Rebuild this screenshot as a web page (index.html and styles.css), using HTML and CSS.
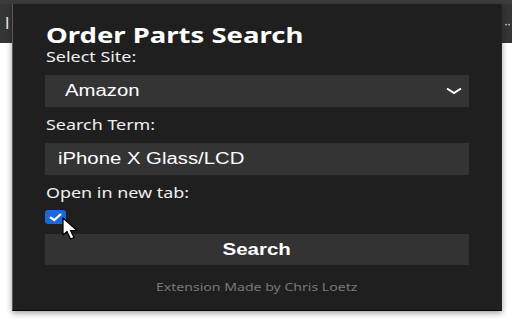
FILE: index.html
```html
<!DOCTYPE html>
<html>
<head>
<meta charset="utf-8">
<link rel="stylesheet" href="styles.css">
</head>
<body>
<div class="browser">
  <div class="topstrip"></div>
  <div class="toolbar">
    <span class="tb-left">I</span>
    <span class="tb-right">··</span>
  </div>
  <div class="page"></div>
</div>
<div class="popup">
  <h1 class="title">Order Parts Search</h1>
  <label class="label label-first">Select Site:</label>
  <div class="select">
    <span class="wide">Amazon</span>
    <svg class="chev" width="16" height="8" viewBox="0 0 16 8"><path d="M1 1.5 L8 6 L15 1.5" fill="none" stroke="#fff" stroke-width="2"/></svg>
  </div>
  <label class="label">Search Term:</label>
  <div class="input"><span class="wide">iPhone X Glass/LCD</span></div>
  <label class="label">Open in new tab:</label>
  <div class="checkrow">
    <span class="checkbox">
      <svg width="21" height="14" viewBox="0 0 21 14"><path d="M5 7.2 L9.3 10 L16 4" fill="none" stroke="#fff" stroke-width="2.2"/></svg>
    </span>
    <svg class="cursor" width="18" height="24" viewBox="0 0 18 24"><path d="M1 1 L1 18 L5 14.5 L8.5 22 L12 20.5 L8.5 13.5 L15 13.5 Z" fill="#fff" stroke="#000" stroke-width="1.2" stroke-linejoin="round"/></svg>
  </div>
  <div class="button"><span class="wide-c">Search</span></div>
  <div class="footer">Extension Made by Chris Loetz</div>
</div>
</body>
</html>
```
FILE: styles.css
```css
html, body {
  margin: 0;
  padding: 0;
  width: 512px;
  height: 320px;
  overflow: hidden;
  background: #fff;
  font-family: "Noto Sans", "DejaVu Sans", sans-serif;
}
.browser {
  display: flex;
  flex-direction: column;
  height: 320px;
}
.topstrip {
  height: 4px;
  background: #3d3d3d;
}
.toolbar {
  height: 39px;
  background: #353535;
  display: flex;
  align-items: center;
  justify-content: space-between;
  padding: 0 2px 0 5px;
  color: #e8e8e8;
  font-family: "Liberation Sans", Arial, sans-serif;
  font-size: 16px;
}
.tb-right {
  font-size: 12px;
  letter-spacing: -1px;
}
.page {
  flex: 1;
  background: #fff;
}
.popup {
  position: absolute;
  left: 12px;
  top: 4px;
  box-sizing: border-box;
  width: 490px;
  height: 307px;
  padding: 18px 32px 0 32px;
  background: #1f1f1f;
  border-left: 1px solid #5a5a5a;
  border-right: 1px solid #1a2a2a;
  border-bottom: 1px solid #050505;
  box-shadow: 0 2px 6px rgba(0,0,0,0.4);
  display: flex;
  flex-direction: column;
  color: #fff;
  overflow: hidden;
}
.title {
  align-self: flex-start;
  margin: 0 0 0 1px;
  font-size: 22px;
  font-weight: bold;
  line-height: 24px;
  transform: scaleX(1.25);
  transform-origin: left center;
  white-space: nowrap;
}
.label {
  align-self: flex-start;
  display: block;
  margin-top: 10px;
  margin-left: 1px;
  font-size: 14px;
  line-height: 16px;
  color: #f0f0f0;
  transform: scaleX(1.28);
  transform-origin: left center;
  white-space: nowrap;
}
.label-first {
  margin-top: 3px;
}
.select, .input {
  height: 32px;
  margin-top: 10px;
  background: #343434;
  display: flex;
  align-items: center;
  font-family: "Liberation Sans", Arial, sans-serif;
  font-size: 16px;
  color: #fff;
}
.select {
  padding: 0 7px 0 20px;
  justify-content: space-between;
}
.input {
  padding: 0 13px;
}
.wide {
  display: inline-block;
  transform: scaleX(1.27);
  transform-origin: left center;
}
.wide-c {
  display: inline-block;
  transform: scaleX(1.28);
  transform-origin: center;
}
.checkrow {
  position: relative;
  height: 14px;
  margin-top: 9px;
}
.checkbox {
  position: absolute;
  left: 0;
  top: 0;
  width: 21px;
  height: 14px;
  border-radius: 3px;
  background: #1a6ad6;
  display: flex;
}
.cursor {
  position: absolute;
  left: 17px;
  top: 7px;
}
.button {
  margin-top: 10px;
  height: 31px;
  background: #333333;
  display: flex;
  align-items: center;
  justify-content: center;
  font-family: "Liberation Sans", Arial, sans-serif;
  font-weight: bold;
  font-size: 16px;
}
.footer {
  align-self: center;
  margin-top: 15px;
  font-size: 11px;
  line-height: 13px;
  color: #787878;
  transform: scaleX(1.28);
  transform-origin: center;
  white-space: nowrap;
}
```
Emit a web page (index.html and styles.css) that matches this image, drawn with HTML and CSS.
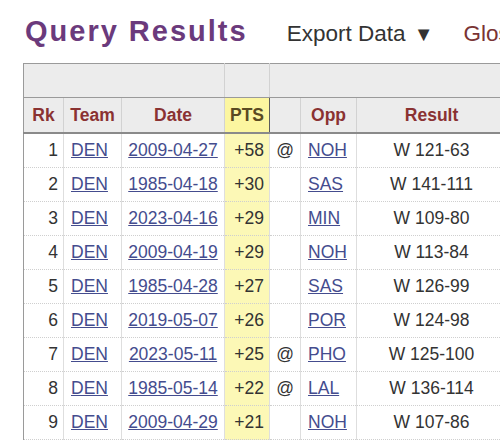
FILE: index.html
```html
<!DOCTYPE html>
<html>
<head>
<meta charset="utf-8">
<link rel="stylesheet" href="styles.css">
</head>
<body>
<div class="page">
  <div class="heading">
    <h1 class="title">Query Results</h1>
    <span class="export">Export Data <span class="caret">▼</span></span>
    <span class="glossary">Glossary</span>
  </div>
  <table class="results">
    <colgroup>
      <col class="c-rk"><col class="c-team"><col class="c-date"><col class="c-pts"><col class="c-at"><col class="c-opp"><col class="c-res">
    </colgroup>
    <thead>
      <tr class="over">
        <th colspan="3"></th>
        <th></th>
        <th colspan="3"></th>
      </tr>
      <tr class="labels">
        <th>Rk</th><th>Team</th><th>Date</th><th class="sorted">PTS</th><th></th><th>Opp</th><th>Result</th>
      </tr>
    </thead>
    <tbody>
      <tr><td class="num">1</td><td class="left"><a href="#">DEN</a></td><td class="center"><a href="#">2009-04-27</a></td><td class="num pts">+58</td><td class="center">@</td><td class="left"><a href="#">NOH</a></td><td class="center">W 121-63</td></tr>
      <tr><td class="num">2</td><td class="left"><a href="#">DEN</a></td><td class="center"><a href="#">1985-04-18</a></td><td class="num pts">+30</td><td class="center"></td><td class="left"><a href="#">SAS</a></td><td class="center">W 141-111</td></tr>
      <tr><td class="num">3</td><td class="left"><a href="#">DEN</a></td><td class="center"><a href="#">2023-04-16</a></td><td class="num pts">+29</td><td class="center"></td><td class="left"><a href="#">MIN</a></td><td class="center">W 109-80</td></tr>
      <tr><td class="num">4</td><td class="left"><a href="#">DEN</a></td><td class="center"><a href="#">2009-04-19</a></td><td class="num pts">+29</td><td class="center"></td><td class="left"><a href="#">NOH</a></td><td class="center">W 113-84</td></tr>
      <tr><td class="num">5</td><td class="left"><a href="#">DEN</a></td><td class="center"><a href="#">1985-04-28</a></td><td class="num pts">+27</td><td class="center"></td><td class="left"><a href="#">SAS</a></td><td class="center">W 126-99</td></tr>
      <tr><td class="num">6</td><td class="left"><a href="#">DEN</a></td><td class="center"><a href="#">2019-05-07</a></td><td class="num pts">+26</td><td class="center"></td><td class="left"><a href="#">POR</a></td><td class="center">W 124-98</td></tr>
      <tr><td class="num">7</td><td class="left"><a href="#">DEN</a></td><td class="center"><a href="#">2023-05-11</a></td><td class="num pts">+25</td><td class="center">@</td><td class="left"><a href="#">PHO</a></td><td class="center">W 125-100</td></tr>
      <tr><td class="num">8</td><td class="left"><a href="#">DEN</a></td><td class="center"><a href="#">1985-05-14</a></td><td class="num pts">+22</td><td class="center">@</td><td class="left"><a href="#">LAL</a></td><td class="center">W 136-114</td></tr>
      <tr><td class="num">9</td><td class="left"><a href="#">DEN</a></td><td class="center"><a href="#">2009-04-29</a></td><td class="num pts">+21</td><td class="center"></td><td class="left"><a href="#">NOH</a></td><td class="center">W 107-86</td></tr>
    </tbody>
  </table>
</div>
</body>
</html>
```

FILE: styles.css
```css
html, body {
  margin: 0;
  padding: 0;
  background: #ffffff;
  overflow: hidden;
}

.page {
  width: 500px;
  height: 440px;
  overflow: hidden;
  font-family: "Liberation Sans", Arial, sans-serif;
  color: #333333;
}

.heading {
  display: flex;
  align-items: baseline;
  white-space: nowrap;
  padding: 14px 0 0 25px;
  height: 49px;
  box-sizing: border-box;
}

.title {
  margin: 0;
  font-size: 29px;
  font-weight: bold;
  letter-spacing: 2px;
  color: #6b3a7c;
  line-height: 34px;
}

.export {
  margin-left: 39px;
  font-size: 22.5px;
  color: #333333;
}

.caret {
  font-size: 20px;
  margin-left: 2px;
}

.glossary {
  margin-left: 30px;
  font-size: 22.5px;
  color: #7a3434;
}

.results {
  margin-left: 23px;
  margin-top: 14px;
  border-collapse: collapse;
  table-layout: fixed;
  width: 483px;
  font-size: 17.5px;
}

.c-rk { width: 40px; }
.c-team { width: 58px; }
.c-date { width: 103px; }
.c-pts { width: 45px; }
.c-at { width: 31px; }
.c-opp { width: 56px; }
.c-res { width: 150px; }

.results th {
  background: #ececec;
  font-weight: bold;
  color: #8a3232;
  text-align: center;
  padding: 0;
  border-left: 1px solid #d2d2d2;
  border-right: 1px solid #d2d2d2;
}

.over th {
  height: 33px;
  border-top: 1px solid #9a9a9a;
  border-bottom: 1px solid #9a9a9a;
}

.labels th {
  height: 34px;
  border-bottom: 2px solid #8a8a8a;
}

.results th:first-child {
  border-left: 1px solid #9a9a9a;
}

.labels th.sorted {
  background: #fcf6a0;
  color: #5a4a22;
  border: 1px solid #5c5c5c;
  border-bottom: 2px solid #8a8a8a;
}

.results td {
  height: 33px;
  padding: 0 6px;
  border-bottom: 1px dotted #cfcfcf;
  border-left: 1px solid #dedede;
  border-right: 1px solid #dedede;
  white-space: nowrap;
  color: #333333;
}

.results td:first-child {
  border-left: 1px solid #9a9a9a;
}

.results td.num {
  text-align: right;
  padding-right: 5px;
}

.results td.left {
  text-align: left;
  padding-left: 7px;
}

.results td.center {
  text-align: center;
  padding: 0 2px;
}

.results td.pts {
  background: #fcf8b6;
}

.results a {
  color: #444c8e;
  text-decoration: underline;
}
```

> [GIVEN PROBLEM] For the records above, state how many lines include the string "index", giving the number and nothing else.

> [SOLVED EXERCISE] 4